### PROVIDED DATA
○ ○ ○ ○

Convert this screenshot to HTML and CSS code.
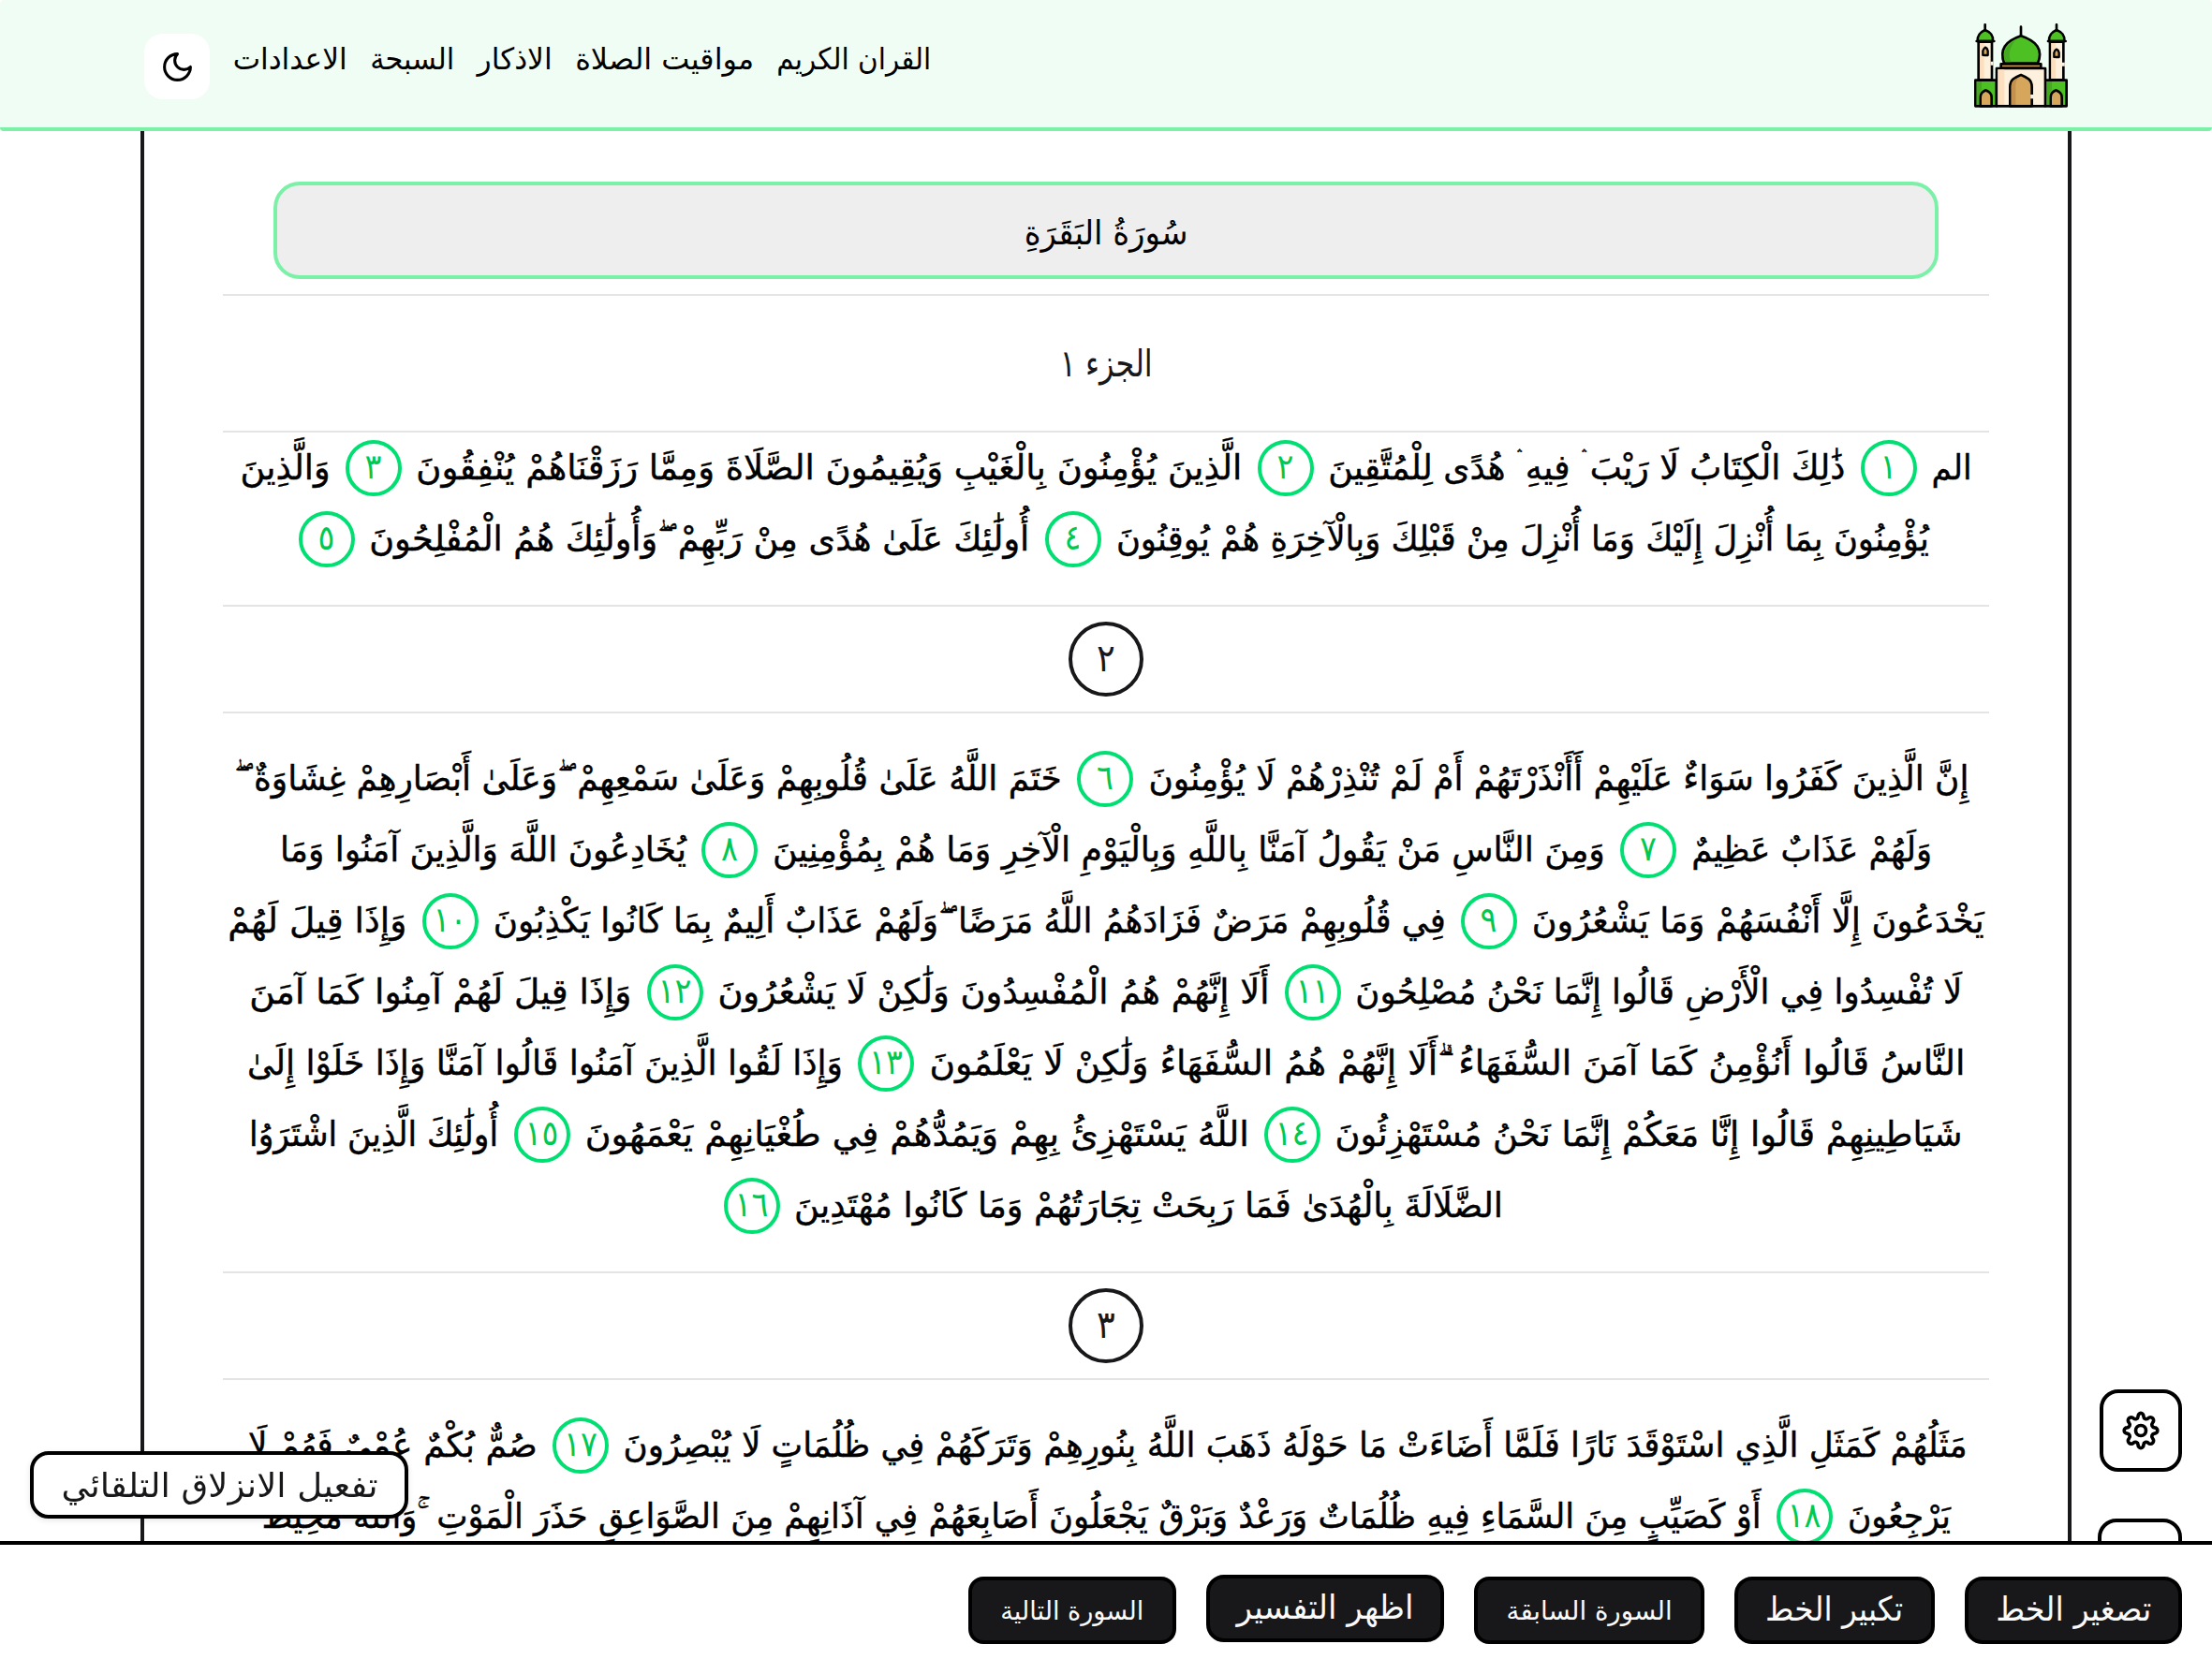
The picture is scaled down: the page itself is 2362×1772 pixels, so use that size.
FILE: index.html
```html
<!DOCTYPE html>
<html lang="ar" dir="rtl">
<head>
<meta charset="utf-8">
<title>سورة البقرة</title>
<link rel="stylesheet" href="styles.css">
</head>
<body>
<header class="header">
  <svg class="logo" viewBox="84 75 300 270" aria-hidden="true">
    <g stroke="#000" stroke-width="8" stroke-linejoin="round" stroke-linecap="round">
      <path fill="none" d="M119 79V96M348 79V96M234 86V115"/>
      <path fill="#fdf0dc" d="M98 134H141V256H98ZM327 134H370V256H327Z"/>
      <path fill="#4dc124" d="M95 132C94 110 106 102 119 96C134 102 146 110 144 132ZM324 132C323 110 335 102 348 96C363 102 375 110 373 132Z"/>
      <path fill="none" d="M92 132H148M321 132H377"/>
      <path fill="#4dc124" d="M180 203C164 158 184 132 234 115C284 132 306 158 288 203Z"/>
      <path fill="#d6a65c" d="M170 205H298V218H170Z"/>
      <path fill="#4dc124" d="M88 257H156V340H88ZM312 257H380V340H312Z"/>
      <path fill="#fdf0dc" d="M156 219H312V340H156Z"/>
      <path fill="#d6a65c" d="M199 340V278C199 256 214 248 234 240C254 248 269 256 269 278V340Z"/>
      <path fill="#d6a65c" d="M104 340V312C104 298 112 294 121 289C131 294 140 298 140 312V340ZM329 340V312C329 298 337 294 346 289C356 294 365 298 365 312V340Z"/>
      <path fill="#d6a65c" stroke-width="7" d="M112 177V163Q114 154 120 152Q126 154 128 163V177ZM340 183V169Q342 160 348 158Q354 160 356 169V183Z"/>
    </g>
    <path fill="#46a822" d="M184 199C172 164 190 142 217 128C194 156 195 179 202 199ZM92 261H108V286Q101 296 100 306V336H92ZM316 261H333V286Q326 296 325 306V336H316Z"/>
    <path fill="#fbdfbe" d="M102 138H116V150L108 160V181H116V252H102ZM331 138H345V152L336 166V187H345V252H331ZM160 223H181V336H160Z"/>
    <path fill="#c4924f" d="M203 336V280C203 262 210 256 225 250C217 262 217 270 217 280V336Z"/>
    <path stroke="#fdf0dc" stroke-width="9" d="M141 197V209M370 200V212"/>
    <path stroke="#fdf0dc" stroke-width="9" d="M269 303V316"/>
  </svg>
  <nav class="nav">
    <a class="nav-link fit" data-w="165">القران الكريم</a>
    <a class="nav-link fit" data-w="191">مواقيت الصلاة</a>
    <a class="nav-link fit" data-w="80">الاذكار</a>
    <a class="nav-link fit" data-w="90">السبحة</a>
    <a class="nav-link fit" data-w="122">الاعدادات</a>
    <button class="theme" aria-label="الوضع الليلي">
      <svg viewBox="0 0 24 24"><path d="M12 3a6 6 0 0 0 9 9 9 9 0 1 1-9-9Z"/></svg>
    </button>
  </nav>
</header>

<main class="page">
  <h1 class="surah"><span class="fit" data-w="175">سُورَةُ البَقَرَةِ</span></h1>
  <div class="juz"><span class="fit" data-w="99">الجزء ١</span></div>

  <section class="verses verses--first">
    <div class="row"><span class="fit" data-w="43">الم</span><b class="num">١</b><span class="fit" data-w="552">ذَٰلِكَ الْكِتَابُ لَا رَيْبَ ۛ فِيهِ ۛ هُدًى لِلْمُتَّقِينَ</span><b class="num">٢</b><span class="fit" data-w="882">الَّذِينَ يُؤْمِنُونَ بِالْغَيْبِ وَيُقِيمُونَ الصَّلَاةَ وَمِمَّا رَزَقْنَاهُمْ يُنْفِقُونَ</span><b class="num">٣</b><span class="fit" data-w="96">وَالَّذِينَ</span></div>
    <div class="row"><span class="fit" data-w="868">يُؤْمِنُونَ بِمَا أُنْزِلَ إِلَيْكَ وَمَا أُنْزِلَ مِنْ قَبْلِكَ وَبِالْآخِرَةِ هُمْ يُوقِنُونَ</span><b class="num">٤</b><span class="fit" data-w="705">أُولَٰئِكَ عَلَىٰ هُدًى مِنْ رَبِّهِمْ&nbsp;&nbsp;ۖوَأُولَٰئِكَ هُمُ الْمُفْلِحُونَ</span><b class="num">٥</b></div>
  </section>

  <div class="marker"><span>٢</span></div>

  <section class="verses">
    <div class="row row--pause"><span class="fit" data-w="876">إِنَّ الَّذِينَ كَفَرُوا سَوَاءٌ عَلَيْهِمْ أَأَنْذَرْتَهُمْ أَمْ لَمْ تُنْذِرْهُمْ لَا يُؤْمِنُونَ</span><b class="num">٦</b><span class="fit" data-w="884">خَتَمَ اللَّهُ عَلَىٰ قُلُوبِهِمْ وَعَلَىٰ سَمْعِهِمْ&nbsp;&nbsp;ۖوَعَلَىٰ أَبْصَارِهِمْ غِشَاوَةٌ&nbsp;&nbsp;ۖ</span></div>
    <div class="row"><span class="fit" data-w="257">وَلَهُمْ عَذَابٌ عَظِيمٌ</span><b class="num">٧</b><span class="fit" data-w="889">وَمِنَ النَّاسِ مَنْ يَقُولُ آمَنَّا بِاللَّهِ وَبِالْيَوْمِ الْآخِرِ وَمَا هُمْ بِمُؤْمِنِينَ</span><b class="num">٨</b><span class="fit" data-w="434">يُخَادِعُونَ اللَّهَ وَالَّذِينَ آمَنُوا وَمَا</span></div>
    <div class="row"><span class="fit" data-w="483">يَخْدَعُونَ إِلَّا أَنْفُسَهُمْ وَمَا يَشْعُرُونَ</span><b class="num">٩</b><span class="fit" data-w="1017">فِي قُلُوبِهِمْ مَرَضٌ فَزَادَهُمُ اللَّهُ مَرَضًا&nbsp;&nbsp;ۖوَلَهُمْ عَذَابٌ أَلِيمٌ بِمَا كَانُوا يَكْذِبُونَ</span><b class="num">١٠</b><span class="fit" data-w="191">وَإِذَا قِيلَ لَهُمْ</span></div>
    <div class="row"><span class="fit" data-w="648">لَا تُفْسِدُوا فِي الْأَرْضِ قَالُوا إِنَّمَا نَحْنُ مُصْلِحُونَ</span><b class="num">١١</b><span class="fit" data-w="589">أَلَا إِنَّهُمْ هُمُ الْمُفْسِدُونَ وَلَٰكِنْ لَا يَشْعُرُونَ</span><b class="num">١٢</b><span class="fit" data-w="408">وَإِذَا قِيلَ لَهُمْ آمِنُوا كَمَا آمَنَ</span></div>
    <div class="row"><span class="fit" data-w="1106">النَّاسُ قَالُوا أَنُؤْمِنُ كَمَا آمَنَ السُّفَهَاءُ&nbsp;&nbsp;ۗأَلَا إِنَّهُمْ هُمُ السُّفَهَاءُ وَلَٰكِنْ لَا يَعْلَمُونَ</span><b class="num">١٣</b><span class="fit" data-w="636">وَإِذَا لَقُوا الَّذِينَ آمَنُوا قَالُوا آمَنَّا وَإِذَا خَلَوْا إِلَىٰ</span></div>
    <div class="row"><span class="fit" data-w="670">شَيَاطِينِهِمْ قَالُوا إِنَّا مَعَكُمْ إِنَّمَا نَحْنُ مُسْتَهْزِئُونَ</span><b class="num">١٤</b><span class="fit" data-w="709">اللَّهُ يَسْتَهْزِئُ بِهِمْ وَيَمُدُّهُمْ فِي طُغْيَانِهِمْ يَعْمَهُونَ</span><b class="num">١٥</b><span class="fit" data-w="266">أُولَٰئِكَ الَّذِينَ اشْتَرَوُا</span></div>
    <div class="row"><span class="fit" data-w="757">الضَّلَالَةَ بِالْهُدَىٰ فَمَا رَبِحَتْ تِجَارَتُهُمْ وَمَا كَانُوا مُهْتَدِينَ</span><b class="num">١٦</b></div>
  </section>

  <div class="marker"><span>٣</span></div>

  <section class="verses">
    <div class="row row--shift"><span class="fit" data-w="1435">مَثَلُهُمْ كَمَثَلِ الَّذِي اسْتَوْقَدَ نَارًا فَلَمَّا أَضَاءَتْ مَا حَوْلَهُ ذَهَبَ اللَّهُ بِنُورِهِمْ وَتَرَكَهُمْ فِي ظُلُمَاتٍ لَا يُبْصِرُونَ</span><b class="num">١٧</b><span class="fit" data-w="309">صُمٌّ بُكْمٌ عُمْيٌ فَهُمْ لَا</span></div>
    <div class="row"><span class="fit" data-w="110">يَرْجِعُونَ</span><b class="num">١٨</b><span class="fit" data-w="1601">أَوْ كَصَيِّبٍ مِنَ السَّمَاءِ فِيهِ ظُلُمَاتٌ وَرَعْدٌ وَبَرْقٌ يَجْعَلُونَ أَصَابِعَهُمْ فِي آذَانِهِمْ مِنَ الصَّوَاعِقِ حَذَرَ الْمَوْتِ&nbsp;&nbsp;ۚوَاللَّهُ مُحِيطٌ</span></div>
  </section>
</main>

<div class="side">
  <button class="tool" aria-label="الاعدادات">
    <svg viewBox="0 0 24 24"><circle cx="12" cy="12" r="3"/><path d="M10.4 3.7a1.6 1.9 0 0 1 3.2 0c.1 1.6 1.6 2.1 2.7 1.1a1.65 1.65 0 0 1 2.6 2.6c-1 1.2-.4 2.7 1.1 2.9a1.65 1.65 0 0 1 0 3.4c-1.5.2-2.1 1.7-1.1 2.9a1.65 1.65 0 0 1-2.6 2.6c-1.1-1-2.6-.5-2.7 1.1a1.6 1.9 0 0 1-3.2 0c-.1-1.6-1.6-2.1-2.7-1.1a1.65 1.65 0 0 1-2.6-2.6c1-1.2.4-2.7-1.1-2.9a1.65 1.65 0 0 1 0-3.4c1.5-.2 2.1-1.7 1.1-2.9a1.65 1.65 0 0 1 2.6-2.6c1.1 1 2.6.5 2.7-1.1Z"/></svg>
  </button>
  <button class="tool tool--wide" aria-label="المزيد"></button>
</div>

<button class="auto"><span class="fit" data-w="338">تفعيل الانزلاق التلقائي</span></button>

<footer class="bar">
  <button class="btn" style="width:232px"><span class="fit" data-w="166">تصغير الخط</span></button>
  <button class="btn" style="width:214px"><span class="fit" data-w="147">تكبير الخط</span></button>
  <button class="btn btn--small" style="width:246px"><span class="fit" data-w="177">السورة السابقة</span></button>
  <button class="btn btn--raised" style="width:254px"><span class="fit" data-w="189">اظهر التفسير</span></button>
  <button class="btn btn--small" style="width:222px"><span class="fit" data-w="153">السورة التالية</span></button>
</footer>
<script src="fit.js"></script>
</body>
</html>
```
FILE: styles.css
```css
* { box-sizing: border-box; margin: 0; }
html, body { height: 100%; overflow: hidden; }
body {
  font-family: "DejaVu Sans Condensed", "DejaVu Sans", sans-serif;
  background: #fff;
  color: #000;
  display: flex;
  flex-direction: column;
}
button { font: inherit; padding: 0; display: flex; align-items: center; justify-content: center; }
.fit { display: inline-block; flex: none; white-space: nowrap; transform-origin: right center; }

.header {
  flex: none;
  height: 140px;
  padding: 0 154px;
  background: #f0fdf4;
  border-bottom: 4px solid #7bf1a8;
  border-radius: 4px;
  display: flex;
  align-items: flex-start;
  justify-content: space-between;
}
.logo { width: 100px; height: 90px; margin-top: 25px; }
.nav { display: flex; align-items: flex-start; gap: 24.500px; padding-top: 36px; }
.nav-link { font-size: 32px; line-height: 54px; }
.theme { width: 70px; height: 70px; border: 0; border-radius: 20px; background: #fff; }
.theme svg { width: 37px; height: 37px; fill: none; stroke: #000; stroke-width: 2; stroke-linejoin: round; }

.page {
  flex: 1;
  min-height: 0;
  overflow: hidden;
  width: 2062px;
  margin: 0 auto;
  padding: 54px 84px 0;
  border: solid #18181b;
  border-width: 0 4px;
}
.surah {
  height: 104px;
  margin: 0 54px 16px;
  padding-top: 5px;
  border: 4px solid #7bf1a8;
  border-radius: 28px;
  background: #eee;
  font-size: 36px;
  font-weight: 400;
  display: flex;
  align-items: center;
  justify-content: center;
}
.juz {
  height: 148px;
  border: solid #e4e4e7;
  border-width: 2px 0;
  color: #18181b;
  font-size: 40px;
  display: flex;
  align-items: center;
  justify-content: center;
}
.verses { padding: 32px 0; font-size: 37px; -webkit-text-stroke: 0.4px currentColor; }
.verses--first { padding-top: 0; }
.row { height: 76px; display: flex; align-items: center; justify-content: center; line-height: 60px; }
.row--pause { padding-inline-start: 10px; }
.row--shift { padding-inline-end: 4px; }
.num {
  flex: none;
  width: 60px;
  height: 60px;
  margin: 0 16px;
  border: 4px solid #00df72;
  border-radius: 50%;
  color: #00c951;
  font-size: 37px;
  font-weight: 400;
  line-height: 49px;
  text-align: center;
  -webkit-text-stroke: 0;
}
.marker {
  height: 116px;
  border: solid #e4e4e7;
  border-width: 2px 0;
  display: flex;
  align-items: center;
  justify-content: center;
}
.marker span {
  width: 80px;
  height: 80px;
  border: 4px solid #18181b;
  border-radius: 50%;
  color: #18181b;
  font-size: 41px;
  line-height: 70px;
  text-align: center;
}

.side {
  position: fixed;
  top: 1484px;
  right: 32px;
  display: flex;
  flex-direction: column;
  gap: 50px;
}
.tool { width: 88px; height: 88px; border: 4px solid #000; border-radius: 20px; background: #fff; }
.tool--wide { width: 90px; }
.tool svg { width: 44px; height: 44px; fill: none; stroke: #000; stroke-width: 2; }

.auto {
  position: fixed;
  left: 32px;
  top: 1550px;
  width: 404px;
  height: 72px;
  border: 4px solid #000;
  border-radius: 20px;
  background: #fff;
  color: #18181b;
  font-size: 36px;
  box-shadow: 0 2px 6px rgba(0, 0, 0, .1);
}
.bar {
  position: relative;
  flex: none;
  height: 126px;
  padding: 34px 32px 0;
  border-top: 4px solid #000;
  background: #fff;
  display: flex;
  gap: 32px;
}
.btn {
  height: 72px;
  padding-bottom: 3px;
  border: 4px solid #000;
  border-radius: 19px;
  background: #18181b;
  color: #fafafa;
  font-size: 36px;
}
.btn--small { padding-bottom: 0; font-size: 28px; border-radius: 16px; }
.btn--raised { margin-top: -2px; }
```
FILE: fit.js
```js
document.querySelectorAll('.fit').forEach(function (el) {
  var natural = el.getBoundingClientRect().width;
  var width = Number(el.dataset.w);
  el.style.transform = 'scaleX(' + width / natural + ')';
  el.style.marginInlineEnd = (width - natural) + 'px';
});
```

○ ○ ○ ○

### WHAT IS EXPECTED
Copy every line of the material in which the word "page" occurs.

### SOLUTION FOR THIS PROBLEM
The picture is scaled down: the page itself is 2362×1772 pixels, so use that size.
<main class="page">
.page {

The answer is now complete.